One drawback of SLQ is that it cannot handle hard state constraints. While one can add state constraints as soft constraints into the cost function, they can result in bad numerical behavior. Handling input constraints in these type of algorithms is possible, as shown in \cite{ilqg}, we are not considering them as of now. Even though we are not considering constraints in this work, most tasks result in constraint satisfactory trajectories within the joint position and torque limits.

\subsection{Cost Function}
While SLQ can handle non-quadratic cost functions, pure quadratic cost functions increase convergence and are often sufficient to obtain the desired behaviour. Therefore, in this work we assume our cost function to be of quadratic form
\begin{align}
J &= \bar{\myvec{x}}(t_f)^T \myvec{H} \bar{\myvec{x}}(t_f) + \int\limits_{t=0}^{t_f}{
\bar{\myvec{x}}(t)^T \myvec{Q} \bar{\myvec{x}}(t) + \bar{\myvec{u}}(t)^T \myvec{R} \bar{\myvec{u}}(t)
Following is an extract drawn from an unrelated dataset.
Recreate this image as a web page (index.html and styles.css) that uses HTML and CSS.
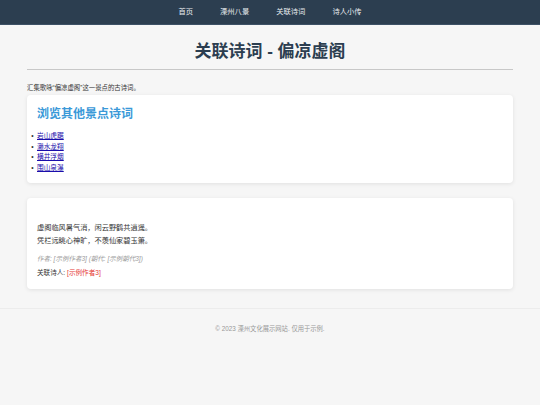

} \nonumber \\ &+ W(\myvec{x},t) \, dt
\label{eq:cost_function_experiments}
\end{align}
where $\bar{x}(t)$ and $\bar{u}(t)$ represent deviations of state and input from a desired state and input respectively. $H$, $Q$ and $R$ are the weightings for final cost, intermediate cost and input cost respectively. Additionally, we add intermediate state waypoints to guide the trajectory. These are weighted by the waypoint cost matrix $W(x,t)$ defined as
\begin{align}
W(\myvec{x},t) =  \sum\limits_{n=0}^{N}{
\hat{\myvec{x}}(t)^T \myvec{W}_p \hat{\myvec{x}}(t)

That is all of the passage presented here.